>> begin

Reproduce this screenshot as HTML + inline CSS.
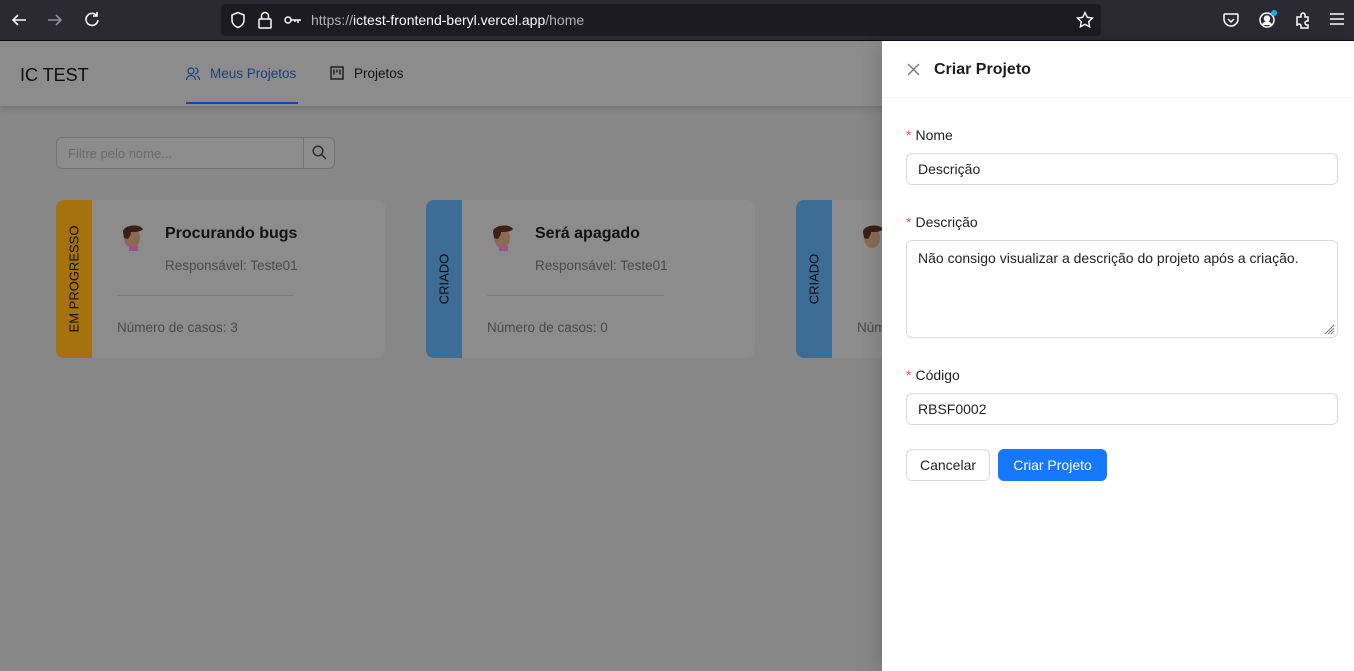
<!DOCTYPE html>
<html><head><meta charset="utf-8"><style>
*{box-sizing:border-box;margin:0;padding:0}
body{width:1354px;height:671px;overflow:hidden;font-family:"Liberation Sans",sans-serif;background:#878787;position:relative;font-size:14px}
.bar{position:absolute;left:0;top:0;width:1354px;height:41px;background:#2b2a33;border-bottom:1px solid #0c0c0d}
.url{position:absolute;left:221px;top:4px;width:880px;height:32px;background:#1c1b22;border-radius:4px}
.url span{position:absolute;left:90px;top:8px;color:#fbfbfe;font-size:14px}
.hdr{position:absolute;left:0;top:41px;width:1354px;height:65px;background:#8c8c8c;box-shadow:0 2px 6px rgba(0,0,0,.15)}
.abs{position:absolute}
.card{position:absolute;top:200px;width:329px;height:158px;background:#8c8c8c;border-radius:8px;overflow:hidden}
.strip{position:absolute;left:0;top:0;width:36px;height:158px}
.strip span{position:absolute;left:18px;top:79px;transform:translate(-50%,-50%) rotate(-90deg);white-space:nowrap;color:#0f0f0f;font-size:13px}
.drawer{position:absolute;left:882px;top:41px;width:472px;height:630px;background:#fff;box-shadow:-6px 0 16px rgba(0,0,0,.12)}
.lbl{position:absolute;left:24px;font-size:14px;color:#222}
.lbl b{color:#ff4d4f;font-weight:normal;margin-right:4px}
.inp{position:absolute;left:24px;width:432px;border:1px solid #d9d9d9;border-radius:6px;padding:0 11px;color:#222;font-size:14px}
</style></head><body>
<div class="bar">
<svg class="abs" style="left:10px;top:11px" width="18" height="18" viewBox="0 0 18 18" fill="none" stroke="#fbfbfe" stroke-width="1.6"><path d="M16 9H3M8 4L3 9l5 5"/></svg>
<svg class="abs" style="left:46px;top:11px" width="18" height="18" viewBox="0 0 18 18" fill="none" stroke="#8f8f9d" stroke-width="1.6"><path d="M2 9h13M10 4l5 5-5 5"/></svg>
<svg class="abs" style="left:83px;top:11px" width="18" height="18" viewBox="0 0 18 18" fill="none" stroke="#fbfbfe" stroke-width="1.6"><path d="M14 5A6 6 0 1 0 15 9M14 1v4h-4"/></svg>
<div class="url">
<svg class="abs" style="left:8px;top:7px" width="18" height="18" viewBox="0 0 18 18" fill="none" stroke="#fbfbfe" stroke-width="1.5"><path d="M9 1.5L3 4v5c0 4 3 6.5 6 7.5 3-1 6-3.5 6-7.5V4z"/></svg>
<svg class="abs" style="left:36px;top:7px" width="16" height="18" viewBox="0 0 16 18" fill="none" stroke="#fbfbfe" stroke-width="1.5"><rect x="2" y="8" width="12" height="9" rx="1"/><path d="M4.5 8V5a3.5 3.5 0 0 1 7 0v3"/></svg>
<svg class="abs" style="left:63px;top:10px" width="18" height="12" viewBox="0 0 18 12" fill="none" stroke="#fbfbfe" stroke-width="1.5"><circle cx="4" cy="6" r="3"/><path d="M7 6h10M14 6v3M11 6v2"/></svg>
<span><span style="position:static;color:#b0b0b8">https://</span>ictest-frontend-beryl.vercel.app<span style="position:static;color:#b0b0b8">/home</span></span>
<svg class="abs" style="left:855px;top:7px" width="18" height="18" viewBox="0 0 18 18" fill="none" stroke="#fbfbfe" stroke-width="1.4"><path d="M9 1.5l2.3 4.8 5.2.7-3.8 3.6.9 5.2L9 13.3l-4.6 2.5.9-5.2L1.5 7l5.2-.7z"/></svg>
</div>
<svg class="abs" style="left:1222px;top:11px" width="18" height="18" viewBox="0 0 18 18" fill="none" stroke="#fbfbfe" stroke-width="1.5"><path d="M3 3h12a1 1 0 0 1 1 1v4a7 7 0 0 1-14 0V4a1 1 0 0 1 1-1zM6 8l3 3 3-3"/></svg>
<svg class="abs" style="left:1258px;top:11px" width="18" height="18" viewBox="0 0 18 18" fill="none" stroke="#fbfbfe" stroke-width="1.5"><circle cx="9" cy="9" r="7"/><circle cx="9" cy="7.5" r="2.5" fill="#fbfbfe"/><path d="M4.5 14a5 5 0 0 1 9 0" fill="#fbfbfe"/></svg>
<div class="abs" style="left:1271px;top:10px;width:6px;height:6px;border-radius:3px;background:#00b3f4"></div>
<svg class="abs" style="left:1294px;top:11px" width="18" height="18" viewBox="0 0 18 18" fill="none" stroke="#fbfbfe" stroke-width="1.5"><path d="M3 6h4V4a2 2 0 0 1 4 0v2h3v4h-1a2 2 0 0 0 0 4h1v3H7v-2a2 2 0 0 0-4 0z"/></svg>
<svg class="abs" style="left:1330px;top:12px" width="14" height="14" viewBox="0 0 14 14" stroke="#fbfbfe" stroke-width="1.5"><path d="M0 2h14M0 7h14M0 12h14"/></svg>
</div>
<div class="hdr">
<div class="abs" style="left:20px;top:24px;font-size:18px;color:#0d0d0d">IC TEST</div>
<svg class="abs" style="left:186px;top:26px" width="14" height="14" viewBox="0 0 14 14" fill="none" stroke="#1a3f80" stroke-width="1.2"><circle cx="5" cy="4" r="3"/><path d="M0.5 13a4.5 4.5 0 0 1 9 0M9 1a3 3 0 0 1 0 6M11 9a4 4 0 0 1 2.5 4"/></svg>
<div class="abs" style="left:210px;top:25px;color:#1a3f80;font-size:13.5px">Meus Projetos</div>
<div class="abs" style="left:186px;top:61px;width:112px;height:2px;background:#1147a0"></div>
<svg class="abs" style="left:330px;top:25px" width="14" height="14" viewBox="0 0 14 14" fill="none" stroke="#111" stroke-width="1.3"><rect x="1" y="1" width="12" height="12"/><path d="M4 3.5v5M7 3.5v3M10 3.5v5"/></svg>
<div class="abs" style="left:354px;top:25px;color:#111;font-size:13.5px">Projetos</div>
</div>
<div class="abs" style="left:56px;top:137px;width:279px;height:32px;border:1px solid #737373;border-radius:6px;background:#8c8c8c"><span class="abs" style="left:11px;top:8px;color:#6a6a6a;font-size:13px">Filtre pelo nome...</span><div class="abs" style="left:246px;top:-1px;width:32px;height:32px;border-left:1px solid #737373"></div>
<svg class="abs" style="left:255px;top:7px" width="15" height="15" viewBox="0 0 15 15" fill="none" stroke="#2a2a2a" stroke-width="1.4"><circle cx="6" cy="6" r="4.8"/><path d="M9.5 9.5L14 14"/></svg></div>

<div class="card" style="left:56px"><div class="strip" style="background:#a5720f"><span>EM PROGRESSO</span></div>
<svg class="abs" style="left:64px;top:22px" width="26" height="30" viewBox="0 0 26 30"><ellipse cx="12" cy="16" rx="8" ry="10" fill="#8a6a55"/><path d="M3 10c0-7 16-9 20-3-2 3-8 3-12 3 0 3-2 5-3 7L4 16z" fill="#3a1f12"/><rect x="9" y="24" width="9" height="5" fill="#a0508a"/></svg>
<div class="abs" style="left:109px;top:25px;font-size:16px;font-weight:bold;color:#121212">Procurando bugs</div>
<div class="abs" style="left:109px;top:58px;color:#4a4a4a;font-size:13.5px">Responsável: Teste01</div>
<div class="abs" style="left:61px;top:95px;width:177px;height:1px;background:#7e7e7e"></div>
<div class="abs" style="left:61px;top:120px;color:#4a4a4a;font-size:13.5px">Número de casos: 3</div></div>

<div class="card" style="left:426px"><div class="strip" style="background:#3d6c94"><span>CRIADO</span></div>
<svg class="abs" style="left:64px;top:22px" width="26" height="30" viewBox="0 0 26 30"><ellipse cx="12" cy="16" rx="8" ry="10" fill="#8a6a55"/><path d="M3 10c0-7 16-9 20-3-2 3-8 3-12 3 0 3-2 5-3 7L4 16z" fill="#3a1f12"/><rect x="9" y="24" width="9" height="5" fill="#a0508a"/></svg>
<div class="abs" style="left:109px;top:25px;font-size:16px;font-weight:bold;color:#121212">Será apagado</div>
<div class="abs" style="left:109px;top:58px;color:#4a4a4a;font-size:13.5px">Responsável: Teste01</div>
<div class="abs" style="left:61px;top:95px;width:177px;height:1px;background:#7e7e7e"></div>
<div class="abs" style="left:61px;top:120px;color:#4a4a4a;font-size:13.5px">Número de casos: 0</div></div>

<div class="card" style="left:796px"><div class="strip" style="background:#3d6c94"><span>CRIADO</span></div>
<svg class="abs" style="left:64px;top:22px" width="26" height="30" viewBox="0 0 26 30"><ellipse cx="12" cy="16" rx="8" ry="10" fill="#8a6a55"/><path d="M3 10c0-7 16-9 20-3-2 3-8 3-12 3 0 3-2 5-3 7L4 16z" fill="#3a1f12"/></svg>
<div class="abs" style="left:61px;top:120px;color:#4a4a4a;font-size:13.5px">Número de casos: 0</div></div>

<div class="drawer">
<svg class="abs" style="left:25px;top:22px" width="13" height="13" viewBox="0 0 13 13" stroke="#777" stroke-width="1.3"><path d="M1 1l11 11M12 1L1 12"/></svg>
<div class="abs" style="left:52px;top:20px;font-size:16px;font-weight:bold;color:#1d1d1d">Criar Projeto</div>
<div class="abs" style="left:0;top:56px;width:472px;height:1px;background:#eee"></div>
<div class="lbl" style="top:86px"><b>*</b>Nome</div>
<div class="inp" style="top:112px;height:32px;line-height:30px">Descrição</div>
<div class="lbl" style="top:173px"><b>*</b>Descrição</div>
<div class="inp" style="top:199px;height:98px;padding-top:8px;line-height:18px">Não consigo visualizar a descrição do projeto após a criação.
<svg class="abs" style="right:2px;bottom:2px" width="12" height="12" viewBox="0 0 12 12" stroke="#777" stroke-width="1"><path d="M11 2L2 11M11 5L5 11M11 8L8 11"/></svg></div>
<div class="lbl" style="top:326px"><b>*</b>Código</div>
<div class="inp" style="top:352px;height:32px;line-height:30px">RBSF0002</div>
<div class="abs" style="left:24px;top:408px;width:84px;height:32px;border:1px solid #d9d9d9;border-radius:6px;text-align:center;line-height:30px;color:#222">Cancelar</div>
<div class="abs" style="left:116px;top:408px;width:109px;height:32px;background:#1677ff;border-radius:6px;text-align:center;line-height:32px;color:#fff">Criar Projeto</div>
</div>
</body></html>
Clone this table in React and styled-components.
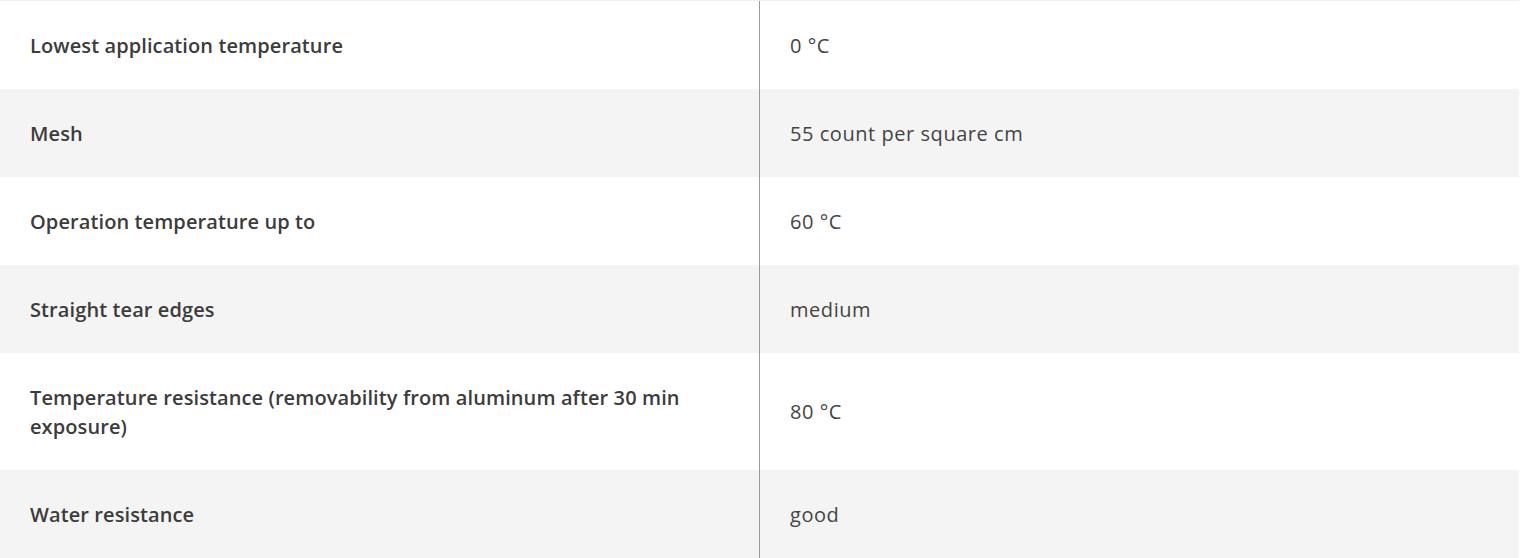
import styled, { createGlobalStyle } from 'styled-components';

const SPECS = [
    { label: 'Lowest application temperature', value: '0 °C' },
    { label: 'Mesh', value: '55 count per square cm' },
    { label: 'Operation temperature up to', value: '60 °C' },
    { label: 'Straight tear edges', value: 'medium' },
    { label: 'Temperature resistance (removability from aluminum after 30 min exposure)', value: '80 °C' },
    { label: 'Water resistance', value: 'good' }
];

const GlobalStyle = createGlobalStyle`
    body {
        margin: 0;
        background: #fff;
        font-family: "Open Sans", Lato, sans-serif;
    }
`;

const App = () => (
    <>
        <GlobalStyle />
        <Table>
            {SPECS.map(({ label, value }, i) => (
                <Row key={label} $striped={i % 2 === 1}>
                    <Label>{label}</Label>
                    <Value>{value}</Value>
                </Row>
            ))}
        </Table>
    </>
);

export default App;

const Table = styled.div`
    width: 1519px;
    border-top: 1px solid #f0f0f0;
`;

const Row = styled.div`
    display: grid;
    grid-template-columns: 759px 1fr;
    background: ${({ $striped }) => ($striped ? '#f4f4f4' : '#fff')};
    font-size: 20px;
    line-height: 29px;
`;

const Cell = styled.div`
    display: flex;
    align-items: center;
    padding: 29.5px 30px;
`;

const Label = styled(Cell)`
    font-weight: 600;
    letter-spacing: 0.1px;
    color: #3c3c3c;
`;

const Value = styled(Cell)`
    border-left: 1px solid #999;
    font-weight: 400;
    letter-spacing: 0.55px;
    color: #444;
`;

>> end

- EXERCISE INSTRUCTIONS
Write out every line of the entries that holds the word "components".

- RESULT OF THE EXERCISE
Clone this table in React and styled-components.
import styled, { createGlobalStyle } from 'styled-components';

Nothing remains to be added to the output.